____ Extracted entries
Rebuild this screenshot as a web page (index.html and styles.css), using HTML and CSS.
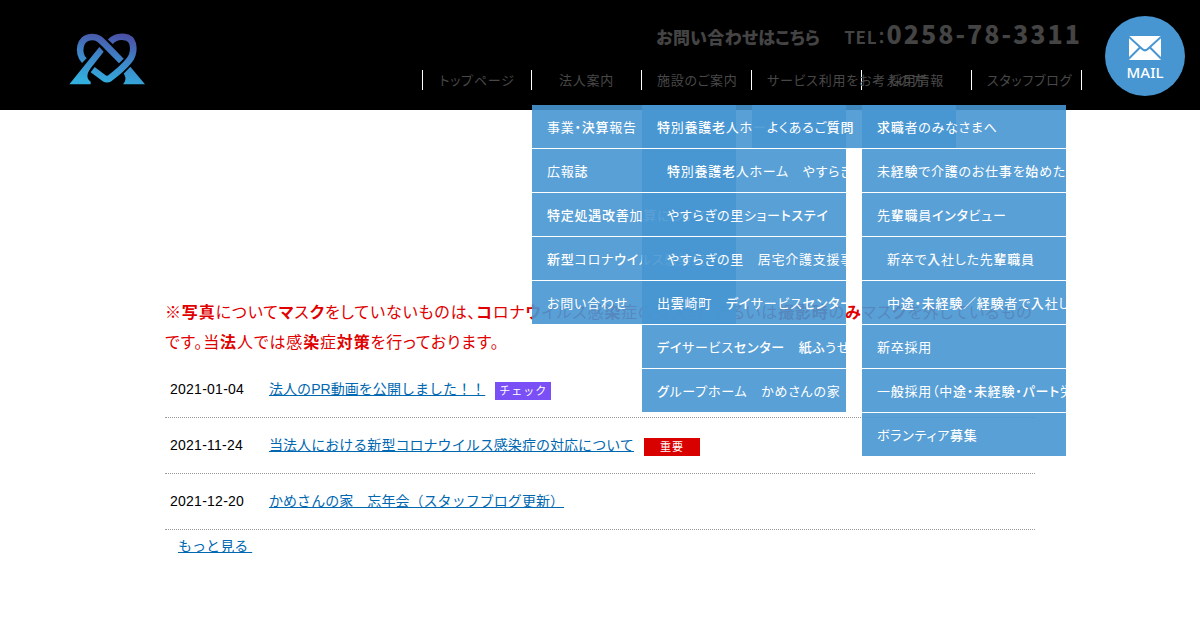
FILE: index.html
```
<!DOCTYPE html>
<html lang="ja">
<head>
  <meta charset="UTF-8">
  <meta name="viewport" content="width=device-width, initial-scale=1.0">
  <title>お知らせ</title>
  <link rel="stylesheet" href="styles.css">
</head>
<body>
  <header class="header">
    <a class="logo" href="#">
      <svg width="76" height="52" viewBox="87 70 228 156">
        <defs>
          <linearGradient id="logoGrad" gradientUnits="userSpaceOnUse" x1="220" y1="70" x2="190" y2="224">
            <stop offset="0" stop-color="#4a50a5"/>
            <stop offset="0.45" stop-color="#3f82c6"/>
            <stop offset="1" stop-color="#33aedd"/>
          </linearGradient>
        </defs>
        <g fill="none" stroke="url(#logoGrad)" stroke-width="20">
          <path d="M133 153C112 132 116 82 156 82C176 82 184 93 199 108L244 154"/>
          <path d="M211 96C224 82 244 78 262 84C286 94 284 132 267 153C250 174 225 194 209 206Q201 211 193 206L158 180"/>
        </g>
        <g fill="url(#logoGrad)">
          <path d="M178 112L191 126L152 176C138 194 140 208 152 216V224H88Z"/>
          <path d="M271 171L315 224H249C260 210 257 200 251 192Z"/>
        </g>
      </svg>
    </a>
    <div class="header-main">
      <p class="contact"><span class="contact-label">お問い合わせはこちら</span><span class="contact-tel">TEL：</span><span class="contact-number">0258-78-3311</span></p>
      <ul class="nav">
        <li><a href="#">トップページ</a></li>
        <li><a href="#">法人案内</a>
          <ul class="submenu">
            <li>事業・<b>決算</b>報告</li>
            <li>広報<b>誌</b></li>
            <li><b>特定処遇改善</b>加算について</li>
            <li><b>新型</b>コロナ<b>ウイ</b>ルス感染症</li>
            <li>お問い合わせ</li>
          </ul>
        </li>
        <li><a href="#">施設のご案内</a>
          <ul class="submenu">
            <li><b>特</b>別<b>養護老</b>人ホーム</li>
            <li class="child"><b>特</b>別<b>養護老</b>人ホーム　やすらぎの里</li>
            <li class="child">やすらぎの里ショー<b>トステイ</b></li>
            <li class="child">やすらぎの里　居宅介護支援事業所</li>
            <li>出<b>雲</b>崎町　<b>デイ</b>サービス<b>センター</b></li>
            <li><b>デイ</b>サービス<b>センター</b>　<b>紙ふ</b>うせん</li>
            <li><b>グ</b>ループホーム　かめさんの家</li>
          </ul>
        </li>
        <li><a href="#">サービス利用をお考えの方</a>
          <ul class="submenu">
            <li>よくあるご<b>質問</b></li>
          </ul>
        </li>
        <li><a href="#">採用情報</a>
          <ul class="submenu">
            <li><b>求職</b>者のみなさまへ</li>
            <li>未<b>経験</b>で介<b>護</b>のお仕<b>事</b>を<b>始</b>めた方へ</li>
            <li>先<b>輩職</b>員<b>インタ</b>ビュー</li>
            <li class="child">新卒で<b>入</b>社した先<b>輩職</b>員</li>
            <li class="child">中<b>途</b>・<b>未経験</b>／<b>経験</b>者で<b>入</b>社した職員</li>
            <li>新卒採用</li>
            <li>一<b>般</b>採用（中<b>途</b>・<b>未経験</b>・<b>パート</b>労働者）</li>
            <li>ボランティア<b>募集</b></li>
          </ul>
        </li>
        <li><a href="#">スタッフブログ</a></li>
      </ul>
    </div>
    <a class="mail" href="#">
      <svg width="32" height="24" viewBox="0 0 32 24">
        <rect width="32" height="24" rx="1.5" fill="#fff"/>
        <path d="M0 1L13.500 13.300Q16 15.500 18.500 13.300L32 1M0 22.500L11 11.500M32 22.500L21 11.500" fill="none" stroke="#4796d2" stroke-width="2"/>
      </svg>
      <span>MAIL</span>
    </a>
  </header>

  <main class="content">
    <p class="notice">※<b>写真</b>について<b>マ</b>ス<b>ク</b>をしていないものは、<b>コ</b>ロナ<b>ウ</b>イルス感<b>染</b>症の拡大前、あるいは<b>撮影時</b>の<b>み</b>マス<b>ク</b>を外しているもの<br>です。当<b>法</b>人では感<b>染</b>症<b>対策</b>を行っております。</p>
    <ul class="news">
      <li><time>2021-01-04</time><a href="#">法人のPR動画を公開しました！！</a><span class="tag check">チェック</span></li>
      <li><time>2021-11-24</time><a href="#">当法人における新型コロナウイルス感染症の対応について</a><span class="tag important">重要</span></li>
      <li><time>2021-12-20</time><a href="#">かめさんの家　忘年会（スタッフブログ更新）</a></li>
    </ul>
    <p class="more"><a href="#">もっと見る&nbsp;</a></p>
  </main>
</body>
</html>
```
FILE: styles.css
```
* {
  box-sizing: border-box;
}

body {
  margin: 0;
  background: #fff;
  color: #000;
  font-family: "Liberation Sans", "Noto Sans CJK JP", sans-serif;
  font-size: 14px;
  letter-spacing: 0.05px;
}

ul {
  margin: 0;
  padding: 0;
  list-style: none;
}

.header {
  display: flex;
  align-items: flex-start;
  height: 110px;
  background: #000;
  font-family: "Noto Sans CJK JP", sans-serif;
  font-feature-settings: "palt";
  font-size: 13px;
  letter-spacing: 0.75px;
}

.header a {
  text-decoration: none;
}

.logo {
  margin: 33px 277px 0 69px;
}

.logo svg {
  display: block;
}

.header-main {
  width: 660px;
}

.contact {
  display: flex;
  justify-content: flex-end;
  align-items: baseline;
  height: 70px;
  margin: 0;
  padding-top: 14px;
  color: #444;
  font-size: 17px;
  font-weight: bold;
  line-height: 38px;
  white-space: nowrap;
}

.contact-label {
  margin-right: 24px;
  font-weight: 900;
  letter-spacing: 0.3px;
}

.contact-tel {
  font-weight: 700;
}

.contact-number {
  font-size: 25px;
  font-weight: 900;
  letter-spacing: 2px;
}

.nav {
  display: flex;
}

.nav > li {
  position: relative;
  width: 110px;
  height: 20px;
  border-right: 1px solid #fff;
}

.nav > li:first-child {
  border-left: 1px solid #fff;
}

.nav > li > a {
  display: block;
  padding: 0 15px;
  color: #484848;
  line-height: 19px;
  text-align: center;
  white-space: nowrap;
}

.submenu {
  position: absolute;
  top: 35px;
  left: 0;
  width: 204px;
  overflow: hidden;
}

.submenu li {
  height: 44px;
  padding-left: 15px;
  border-bottom: 1px solid #fff;
  background: rgba(71, 150, 210, 0.9);
  background-clip: padding-box;
  color: #fff;
  line-height: 43px;
  white-space: nowrap;
}

.submenu li:last-child {
  height: 43px;
  border-bottom: none;
}

.submenu .child {
  padding-left: 25px;
}

.submenu b {
  font-weight: 500;
}

.mail {
  display: flex;
  flex-direction: column;
  align-items: center;
  width: 80px;
  height: 80px;
  margin: 16px 0 0 23px;
  padding-top: 20px;
  border-radius: 50%;
  background: #4796d2;
  color: #fff;
  font-family: "Noto Sans", sans-serif;
  font-size: 15px;
  font-weight: 500;
  letter-spacing: 0;
  line-height: 25px;
}

.content {
  width: 870px;
  margin: 186px auto 0;
}

.notice {
  margin: 0 0 6px;
  color: #e00000;
  font-family: "Noto Sans CJK JP", sans-serif;
  font-feature-settings: "palt";
  font-size: 16px;
  letter-spacing: 0.85px;
  line-height: 30px;
  white-space: nowrap;
}

.news li {
  display: flex;
  align-items: center;
  height: 56px;
  padding: 0 0 2px 5px;
  border-bottom: 1px dotted #999;
}

.news time {
  width: 99px;
  letter-spacing: 0.25px;
}

.news a,
.more a {
  color: #0068b0;
}

.news a {
  margin-bottom: 2px;
}

.tag {
  width: 56px;
  height: 18px;
  margin: 4px 0 0 10px;
  color: #fff;
  font-size: 11px;
  letter-spacing: 1px;
  line-height: 18px;
  text-align: center;
}

.check {
  background: #7a4ff5;
}

.important {
  background: #d90000;
}

.more {
  margin: 6px 0 0 13px;
  line-height: 20px;
}
```
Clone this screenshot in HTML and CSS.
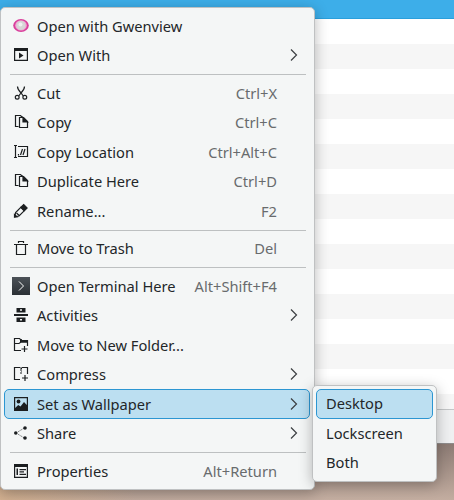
FILE: index.html
```html
<!DOCTYPE html>
<html lang="en">
<head>
    <meta charset="UTF-8">
    <meta name="viewport" content="width=device-width, initial-scale=1.0">
    <title>File context menu</title>
    <link rel="stylesheet" href="styles.css">
</head>
<body>
    <div class="window">
        <div class="selected-row"></div>
        <div class="file-list"></div>
        <div class="status-bar"></div>
    </div>
    <div class="wallpaper"></div>

    <ul class="menu main-menu">
        <li class="item">
            <svg class="icon" viewBox="0 0 18 18">
                <ellipse cx="9" cy="8.5" rx="7.8" ry="6.5" fill="#d83f9b"/>
                <ellipse cx="9" cy="8.4" rx="5.8" ry="5.2" fill="#f0a9d3"/>
                <circle cx="9" cy="8.4" r="4.5" fill="#d6d6d6"/>
                <circle cx="8.5" cy="7.5" r="2" fill="#f0f0f0"/>
            </svg>
            <span class="label">Open with Gwenview</span>
        </li>
        <li class="item">
            <svg class="icon" viewBox="0 0 18 18">
                <path d="M2 2h14v13H2zM3.2 5v8.800h11.600V5z" fill="#1b1e20" fill-rule="evenodd"/>
                <path d="M7 6.500v6l4.500-3z" fill="#1b1e20"/>
            </svg>
            <span class="label">Open With</span>
            <svg class="arrow" viewBox="0 0 8 12"><path d="M1 .5L6.500 6L1 11.500"/></svg>
        </li>
        <li class="separator"></li>
        <li class="item">
            <svg class="icon line" viewBox="0 0 18 18">
                <path d="M5.500 2.500C5.500 5 6.500 6.500 9 9L11.300 12M12.500 2.500C12.500 5 11.500 6.500 9 9L6.700 12"/>
                <circle cx="5.200" cy="13.300" r="1.900"/>
                <circle cx="12.800" cy="13.300" r="1.900"/>
            </svg>
            <span class="label">Cut</span>
            <span class="shortcut">Ctrl+X</span>
        </li>
        <li class="item">
            <svg class="icon line" viewBox="0 0 18 18">
                <path d="M6.500 13.500h-3v-11h5l2 2M7.500 4.500h4l4 4v6h-8z"/>
                <path d="M11 4.500v4.500h4.500z" fill="#1b1e20"/>
            </svg>
            <span class="label">Copy</span>
            <span class="shortcut">Ctrl+C</span>
        </li>
        <li class="item">
            <svg class="icon line" viewBox="0 0 18 18">
                <path d="M2 2.500h3M3.500 2.500v12M2 14.500h3M6 3.500h9.500v10H6M6.500 11v1.500M8.500 12l2-6M11 12l2-6"/>
            </svg>
            <span class="label">Copy Location</span>
            <span class="shortcut">Ctrl+Alt+C</span>
        </li>
        <li class="item">
            <svg class="icon line" viewBox="0 0 18 18">
                <path d="M6.500 13.500h-3v-11h5l2 2M7.500 4.500h4l4 4v6h-8z"/>
                <path d="M11 4.500v4.500h4.500z" fill="#1b1e20"/>
            </svg>
            <span class="label">Duplicate Here</span>
            <span class="shortcut">Ctrl+D</span>
        </li>
        <li class="item">
            <svg class="icon line" viewBox="0 0 18 18">
                <path d="M2.700 14.800l.9-4.200L8.800 5.400l3.400 3.400L7 14z"/>
                <path d="M9 5.200l2.700-2.700 3.400 3.400-2.700 2.700z" fill="#1b1e20"/>
                <path d="M2.500 15v-2.500l2.500 2.300zM4.500 11l2.700 2.500"/>
            </svg>
            <span class="label">Rename...</span>
            <span class="shortcut">F2</span>
        </li>
        <li class="separator"></li>
        <li class="item">
            <svg class="icon line" viewBox="0 0 18 18">
                <path d="M2 5.500h14M6.500 4V2.500h5V4M4.500 6v9.500h9V6"/>
            </svg>
            <span class="label">Move to Trash</span>
            <span class="shortcut">Del</span>
        </li>
        <li class="separator"></li>
        <li class="item">
            <svg class="icon" viewBox="0 0 18 18">
                <defs>
                    <linearGradient id="terminal" x1="0" y1="0" x2="0" y2="1">
                        <stop offset="0" stop-color="#4b5157"/>
                        <stop offset="1" stop-color="#2b3035"/>
                    </linearGradient>
                </defs>
                <rect width="18" height="18" fill="url(#terminal)"/>
                <path d="M7 4.500l4.500 4.500L7 13.500" fill="none" stroke="#fcfcfc"/>
            </svg>
            <span class="label">Open Terminal Here</span>
            <span class="shortcut">Alt+Shift+F4</span>
        </li>
        <li class="item">
            <svg class="icon" viewBox="0 0 18 18">
                <path d="M4.500 2h9v4.500h-9zM8 3.200v1.600h2V3.200zM2 8h14v2H2zM4.500 11.500h9V16h-9zM8 13v1.600h2V13z" fill="#1b1e20" fill-rule="evenodd"/>
            </svg>
            <span class="label">Activities</span>
            <svg class="arrow" viewBox="0 0 8 12"><path d="M1 .5L6.500 6L1 11.500"/></svg>
        </li>
        <li class="item">
            <svg class="icon line" viewBox="0 0 18 18">
                <path d="M9 14.500H2.500v-12h5l2 2h6V10M3 7.500h4l2-1.500h6M12.500 10v6M9.500 13h6"/>
                <path d="M8 3h1.500l1 1.500h5V6.500H8z" fill="#1b1e20" stroke="none"/>
            </svg>
            <span class="label">Move to New Folder...</span>
        </li>
        <li class="item">
            <svg class="icon line" viewBox="0 0 18 18">
                <path d="M8 14.500H2.500v-12H8M10 2.500h5.500V9M13 10v6M10 13h6"/>
                <path d="M8 3h2M8 5h1M9 4h1M9 6h1M8 8h2"/>
            </svg>
            <span class="label">Compress</span>
            <svg class="arrow" viewBox="0 0 8 12"><path d="M1 .5L6.500 6L1 11.500"/></svg>
        </li>
        <li class="item active">
            <svg class="icon" viewBox="0 0 18 18">
                <path d="M2 2h14v14H2zM3.200 3.200v9.800l3-3 2.300 1.500L12 7l2.800 3V3.200z" fill="#1b1e20" fill-rule="evenodd"/>
                <circle cx="6.500" cy="6.500" r="1.900" fill="#1b1e20"/>
            </svg>
            <span class="label">Set as Wallpaper</span>
            <svg class="arrow" viewBox="0 0 8 12"><path d="M1 .5L6.500 6L1 11.500"/></svg>
        </li>
        <li class="item">
            <svg class="icon" viewBox="0 0 18 18">
                <g fill="#1b1e20">
                    <circle cx="3.800" cy="9" r="1.800"/>
                    <circle cx="13" cy="4" r="1.800"/>
                    <circle cx="13" cy="14" r="1.800"/>
                </g>
                <path d="M6.500 7.500l5-3M6.500 10.500l5 3" fill="none" stroke="#1b1e20" stroke-dasharray="1 1.500"/>
            </svg>
            <span class="label">Share</span>
            <svg class="arrow" viewBox="0 0 8 12"><path d="M1 .5L6.500 6L1 11.500"/></svg>
        </li>
        <li class="separator"></li>
        <li class="item">
            <svg class="icon" viewBox="0 0 18 18">
                <path d="M2 2h14v14H2zM3.200 5v9.800h11.600V5zM4.500 6.500H6v6.500H4.500zM7.500 7H14v1.200H7.500zM7.500 9.300H12v1.200H7.500zM7.500 11.700H14v1.200H7.500z" fill="#1b1e20" fill-rule="evenodd"/>
            </svg>
            <span class="label">Properties</span>
            <span class="shortcut">Alt+Return</span>
        </li>
    </ul>

    <ul class="menu sub-menu">
        <li class="item active">Desktop</li>
        <li class="item">Lockscreen</li>
        <li class="item">Both</li>
    </ul>
</body>
</html>
```
FILE: styles.css
```css
* {
    box-sizing: border-box;
}
body {
    position: relative;
    display: flex;
    flex-direction: column;
    height: 500px;
    margin: 0;
    overflow: hidden;
    font-family: "Noto Sans", sans-serif;
    font-size: 14.67px;
    color: #232629;
}
.window {
    display: flex;
    flex-direction: column;
    height: 444px;
    border-bottom: 1px solid #8f8c8c;
}
.selected-row {
    height: 19px;
    background-color: #3daee9;
    border-bottom: 1px solid #2a9fdc;
}
.file-list {
    flex: 1;
    background: repeating-linear-gradient(#fff 0, #fff 25px, #f6f6f6 25px, #f6f6f6 50px);
}
.status-bar {
    height: 34px;
    background-color: #eff0f1;
    border-top: 1px solid #c4c6c7;
}
.wallpaper {
    flex: 1;
    background: linear-gradient(90deg, rgba(226,180,130,0.5), rgba(226,180,130,0) 30%),
                linear-gradient(#8c7b74, #c3ada0);
}
.menu {
    position: absolute;
    margin: 0;
    list-style: none;
    background-color: #f4f6f6;
    border: 1px solid #bfc1c2;
    border-radius: 5px;
    box-shadow: 0 3px 14px rgba(0,0,0,0.28);
}
.main-menu {
    left: 0;
    top: 7px;
    width: 315px;
    height: 483px;
    padding: 3px 4px 4px 3px;
}
.sub-menu {
    left: 312px;
    top: 385px;
    width: 125px;
    height: 97px;
    padding: 3px;
}
.item {
    display: flex;
    align-items: center;
    height: 29.5px;
    padding: 0 11px 0 7px;
    border: 1px solid transparent;
    border-radius: 5px;
    white-space: nowrap;
}
.sub-menu .item {
    padding-left: 9px;
    padding-bottom: 1px;
}
.active {
    background-color: #bcdff1;
    border-color: #2c96d2;
}
.separator {
    height: 8px;
    margin: 0 4px 0 6px;
    padding-top: 4px;
}
.separator::before {
    content: "";
    display: block;
    height: 1px;
    background-color: #bdc0c1;
}
.icon {
    flex: none;
    width: 18px;
    height: 18px;
    margin-right: 7px;
}
.line {
    fill: none;
    stroke: #1b1e20;
    stroke-width: 1.2;
}
.label {
    flex: 1;
}
.shortcut {
    margin-right: 21px;
    color: #686b6d;
}
.arrow {
    width: 8px;
    height: 12px;
    fill: none;
    stroke: #3c3f42;
    stroke-width: 1.2;
}
```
________
Work to complete: Copy each line above that contains the string "this".

Task solution:
Rebuild this screenshot as a web page (index.html and styles.css), using HTML and CSS.
Clone this screenshot in HTML and CSS.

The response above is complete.